New York

Spaces

The “Spaces” exhibition isn’t a very interesting show. Nothing really comes off, perhaps because the show’s premises are so wildly overstated. The “spaces” involved are simply rooms, one room per artist (Michael Asher, Larry Bell, Robert Morris, Dan Flavin, Franz Erhard Walter) except for the Pulsa group, which chose the space of the Museum’s sculpture garden. Each artist did something in his room, and what each artist did, even Mr. Walther’s wrapping people up in canvas, is taken by Mrs. Jennifer Licht, the shows organizer, to constitute “examples of contemporary investigations of actual, areal space as a nonplastic, yet malleable agent in art.” The work just doesn’t seem to bear it out.

It seems impossible, for example, to imagine that within the confines of the cubicle assigned to him, Dan Flavin is about to commence a contemporary investigation of actual, areal, etc., etc.” Instead, the piece comes off as testy and ill-tempered. The size of the units are huge for the space they occupy; they appear cramped and ungainly. The light they create is an unpleasant glare, painful to the eyes and bodies of the people in the room. If the work creates an illusion of altering, or at least rendering indeterminate, the shape, size and color of the room, this can’t be anything but child’s play for Flavin; the content of the piece is its harshness, even its bitterness.

Why Michael Asher should have been honored with an invitation to create a work at the Museum of Modern Art is a mystery. His disastrous dematerialization piece at the Whitney’s “Anti-Illusion” show last year should have suggested a waiting period. “One’s expectation,” writes Mrs. Licht of Asher’s room, “is for something to look at, but Asher reduces visual evidence to such a degree that the room can be characterized as a void; and he calls on senses that are less accustomed than sight to apprehend space.” But what Mrs. Licht describes simply does not happen. The room, with its two wide open doorways is in no sense a void and never even gives the illusion of being one. The room, its space and shape, are apprehended plainly by sight. Its sounds are apprehended by ear. Its texture is apprehended by touch. The sound-proofing and sound control simply don’t provide enough to make the game worth the candlepower. Whatever Michael Asher is about, he is showing it too soon—and too elaborately; the room was out of order by the second week of the show.

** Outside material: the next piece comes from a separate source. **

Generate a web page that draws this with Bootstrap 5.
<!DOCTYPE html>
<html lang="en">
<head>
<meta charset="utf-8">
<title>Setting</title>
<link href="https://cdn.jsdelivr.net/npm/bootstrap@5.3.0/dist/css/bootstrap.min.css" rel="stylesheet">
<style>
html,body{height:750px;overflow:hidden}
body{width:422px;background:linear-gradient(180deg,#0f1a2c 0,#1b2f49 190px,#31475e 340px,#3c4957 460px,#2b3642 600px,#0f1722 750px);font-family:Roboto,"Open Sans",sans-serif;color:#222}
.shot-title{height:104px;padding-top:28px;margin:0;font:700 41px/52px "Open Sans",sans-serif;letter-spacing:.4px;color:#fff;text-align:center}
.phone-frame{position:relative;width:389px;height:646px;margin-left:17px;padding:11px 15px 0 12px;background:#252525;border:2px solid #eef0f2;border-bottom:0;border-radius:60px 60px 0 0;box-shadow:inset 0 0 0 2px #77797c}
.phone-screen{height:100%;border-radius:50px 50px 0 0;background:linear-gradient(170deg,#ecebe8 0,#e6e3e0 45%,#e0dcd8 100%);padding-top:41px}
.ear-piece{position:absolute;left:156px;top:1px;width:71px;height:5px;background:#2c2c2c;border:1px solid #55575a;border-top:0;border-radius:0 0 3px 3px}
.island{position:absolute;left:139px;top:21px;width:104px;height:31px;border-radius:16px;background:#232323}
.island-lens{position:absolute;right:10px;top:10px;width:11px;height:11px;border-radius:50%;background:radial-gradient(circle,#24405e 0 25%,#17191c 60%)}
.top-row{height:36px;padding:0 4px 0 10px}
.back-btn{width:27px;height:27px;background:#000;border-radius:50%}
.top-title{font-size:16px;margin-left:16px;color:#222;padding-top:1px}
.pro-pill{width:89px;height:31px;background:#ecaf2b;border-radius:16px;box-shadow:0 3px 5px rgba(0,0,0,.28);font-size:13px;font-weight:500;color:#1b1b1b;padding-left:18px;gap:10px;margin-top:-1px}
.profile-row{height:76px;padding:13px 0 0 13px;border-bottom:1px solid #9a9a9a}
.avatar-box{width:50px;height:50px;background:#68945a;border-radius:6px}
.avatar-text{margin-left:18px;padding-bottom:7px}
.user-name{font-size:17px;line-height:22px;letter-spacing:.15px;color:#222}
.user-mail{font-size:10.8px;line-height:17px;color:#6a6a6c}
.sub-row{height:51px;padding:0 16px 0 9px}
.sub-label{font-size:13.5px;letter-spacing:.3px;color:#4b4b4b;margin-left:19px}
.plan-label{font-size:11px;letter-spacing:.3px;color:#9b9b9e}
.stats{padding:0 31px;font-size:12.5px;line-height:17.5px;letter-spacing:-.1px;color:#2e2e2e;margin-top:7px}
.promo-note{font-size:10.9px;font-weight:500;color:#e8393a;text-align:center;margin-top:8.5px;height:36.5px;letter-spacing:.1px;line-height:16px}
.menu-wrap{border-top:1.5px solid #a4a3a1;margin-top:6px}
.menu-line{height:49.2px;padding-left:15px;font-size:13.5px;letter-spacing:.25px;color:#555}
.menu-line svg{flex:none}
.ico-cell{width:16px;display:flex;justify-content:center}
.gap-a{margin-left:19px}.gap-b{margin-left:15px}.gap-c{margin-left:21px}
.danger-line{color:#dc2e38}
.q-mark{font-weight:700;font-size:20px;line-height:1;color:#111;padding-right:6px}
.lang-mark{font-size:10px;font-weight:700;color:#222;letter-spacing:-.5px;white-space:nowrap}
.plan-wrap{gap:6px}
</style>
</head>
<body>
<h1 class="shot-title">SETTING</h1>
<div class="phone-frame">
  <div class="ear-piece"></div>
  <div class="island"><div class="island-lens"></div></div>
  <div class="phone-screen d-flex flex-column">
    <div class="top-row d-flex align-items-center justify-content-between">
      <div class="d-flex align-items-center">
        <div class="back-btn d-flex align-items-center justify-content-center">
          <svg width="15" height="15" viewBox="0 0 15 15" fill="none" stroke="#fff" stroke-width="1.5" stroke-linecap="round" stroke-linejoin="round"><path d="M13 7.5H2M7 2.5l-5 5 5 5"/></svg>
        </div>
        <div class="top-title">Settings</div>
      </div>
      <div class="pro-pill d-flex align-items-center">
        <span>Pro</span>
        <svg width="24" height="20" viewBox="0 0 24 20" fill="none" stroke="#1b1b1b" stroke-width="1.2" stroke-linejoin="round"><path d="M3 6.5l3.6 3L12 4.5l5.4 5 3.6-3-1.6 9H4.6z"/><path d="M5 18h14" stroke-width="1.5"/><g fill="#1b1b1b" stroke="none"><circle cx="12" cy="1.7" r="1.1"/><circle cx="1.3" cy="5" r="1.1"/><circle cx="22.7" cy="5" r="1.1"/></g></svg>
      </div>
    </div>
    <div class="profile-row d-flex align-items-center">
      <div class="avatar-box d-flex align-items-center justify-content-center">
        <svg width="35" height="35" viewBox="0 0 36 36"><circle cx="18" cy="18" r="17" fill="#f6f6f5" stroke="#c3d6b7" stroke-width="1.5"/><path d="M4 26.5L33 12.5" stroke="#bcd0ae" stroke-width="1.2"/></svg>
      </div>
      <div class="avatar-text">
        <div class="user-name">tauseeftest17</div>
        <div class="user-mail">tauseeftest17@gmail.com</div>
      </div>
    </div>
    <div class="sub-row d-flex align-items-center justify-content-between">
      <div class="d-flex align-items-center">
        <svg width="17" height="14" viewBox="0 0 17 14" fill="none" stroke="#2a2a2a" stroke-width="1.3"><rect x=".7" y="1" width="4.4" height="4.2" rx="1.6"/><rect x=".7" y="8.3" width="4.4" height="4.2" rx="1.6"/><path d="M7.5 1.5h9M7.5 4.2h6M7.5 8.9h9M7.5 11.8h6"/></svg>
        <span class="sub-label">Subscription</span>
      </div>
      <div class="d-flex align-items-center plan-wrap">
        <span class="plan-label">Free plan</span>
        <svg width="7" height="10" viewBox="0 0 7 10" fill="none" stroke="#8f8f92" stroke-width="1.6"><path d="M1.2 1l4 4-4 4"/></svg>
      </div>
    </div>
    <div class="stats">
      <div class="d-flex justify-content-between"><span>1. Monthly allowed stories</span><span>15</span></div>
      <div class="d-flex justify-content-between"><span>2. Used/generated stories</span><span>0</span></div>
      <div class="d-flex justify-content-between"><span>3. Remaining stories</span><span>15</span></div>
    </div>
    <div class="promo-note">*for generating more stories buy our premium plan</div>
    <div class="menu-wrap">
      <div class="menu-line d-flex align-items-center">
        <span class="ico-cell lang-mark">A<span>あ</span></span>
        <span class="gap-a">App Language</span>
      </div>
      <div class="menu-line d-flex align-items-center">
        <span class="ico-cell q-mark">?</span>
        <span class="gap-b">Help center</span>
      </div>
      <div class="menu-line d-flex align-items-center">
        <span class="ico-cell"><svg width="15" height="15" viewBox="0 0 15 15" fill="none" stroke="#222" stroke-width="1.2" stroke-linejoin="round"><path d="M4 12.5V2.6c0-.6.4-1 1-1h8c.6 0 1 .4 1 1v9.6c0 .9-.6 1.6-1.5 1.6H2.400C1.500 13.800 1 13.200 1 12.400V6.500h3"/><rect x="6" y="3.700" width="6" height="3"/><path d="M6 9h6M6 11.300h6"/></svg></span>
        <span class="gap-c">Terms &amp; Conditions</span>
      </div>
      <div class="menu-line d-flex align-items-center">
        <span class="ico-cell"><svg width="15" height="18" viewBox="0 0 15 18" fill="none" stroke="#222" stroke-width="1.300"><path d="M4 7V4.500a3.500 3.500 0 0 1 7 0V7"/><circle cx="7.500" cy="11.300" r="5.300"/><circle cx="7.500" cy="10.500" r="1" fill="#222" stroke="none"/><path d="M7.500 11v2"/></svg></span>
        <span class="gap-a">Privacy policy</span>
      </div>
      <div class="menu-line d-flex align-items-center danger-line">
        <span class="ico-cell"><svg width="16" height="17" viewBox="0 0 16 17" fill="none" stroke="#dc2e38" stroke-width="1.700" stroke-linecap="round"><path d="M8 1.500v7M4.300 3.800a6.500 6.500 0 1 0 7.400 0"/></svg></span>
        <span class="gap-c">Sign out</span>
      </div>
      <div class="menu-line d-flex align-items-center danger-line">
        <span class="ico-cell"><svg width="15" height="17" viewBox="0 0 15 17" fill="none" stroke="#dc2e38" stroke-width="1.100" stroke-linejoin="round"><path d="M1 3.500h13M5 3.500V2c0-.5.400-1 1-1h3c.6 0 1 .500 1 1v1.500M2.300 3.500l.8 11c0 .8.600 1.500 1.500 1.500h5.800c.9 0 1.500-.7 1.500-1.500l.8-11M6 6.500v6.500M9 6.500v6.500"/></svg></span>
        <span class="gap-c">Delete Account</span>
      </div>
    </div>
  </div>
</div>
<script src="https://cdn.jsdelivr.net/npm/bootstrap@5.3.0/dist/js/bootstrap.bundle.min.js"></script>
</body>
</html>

One of the most persistent interests of West Coast artists has been the illusion of disembodied color, achieved through experiments with transparency and translucency in various materials. In some of Larry Bell’s most beautiful glass cubes the sensation of color hanging freely in some indeterminate space within the box is achieved for brief periods, but the illusion is difficult to sustain. It is logical that Bell should have moved into an exploration of the possibilities of light (along with several other West Coast artists) and his room thus pursues the same interests that have absorbed him for most of his career. One enters a completely dark room—all the walls, floor and ceiling have been painted black. Since the exhibition’s basic orientation is toward the apprehension of space in unusual ways, most viewers simply stumble about in the darkness, satisfied that when they have felt their way along the wall and gained some sense of the room’s shape they have gotten the point. If one is getting the piece properly, however, one perceives a dim line of light that appears to hang in space about eight feet above the floor and an uncertain distance into the rear of the room. One can then proceed to find out where the line of light actually is, what the light source actually is, and what is reflecting the light source, but not after one has run through an interesting period of perceptual uncertainty and imbalance. The uncertainty of distances, the uncertainty of the source of light, the disembodied quality of the line that appears to hang in air seem to be what the work is about. It is intended, evidently, as a kind of perceptual conditioner for the effects Bell hopes to achieve with the large, free-standing glass panels which are to be installed in the room during the second month of the exhibition.

Robert Morris, here as in the Finch College show discussed below, takes the show’s purpose literally and tailors a work precisely to its specifications. His room really does deal with spaces, but in a completely metaphorical manner. Methodically adjusting scale relationships—its almost as if the medium of the piece is scale—Morris brings the wide open spaces into a room about 25 feet square. Human beings, feeling gigantic, sight down distant, receding vistas of evergreen trees. Indoors are converted into outdoors, right down to the climate. The work, with its real trees, real earth and real climate control, refers to Hans Haacke and his “real time” investigations, as well as to Michael Heizer. But the extreme distortions of scale relations within a closed room and the Surrealism which creeps into the work inevitably suggest Magritte. In a way, Morris’s room is more a three-dimensional realization of Magritte than were any of the actual Magritte sculptures shown in town last month.

It’s hard to see what good can come of thinking of the Pulsa group in terms of space or of sculpture. They are more like a kind of theater group. It’s always very pleasant to watch their lights flashing and their speakers murmuring. They just go on and on.

Lastly, one can’t help wondering, if there is going to be an exhibition like this, why Robert Smithson, whose “Non-Sites” practically sired the exhibition, is not in it. Surely even Mrs. Licht must see that he has more to do with it than someone who wraps people up in canvas and quotes his press notices in the catalog.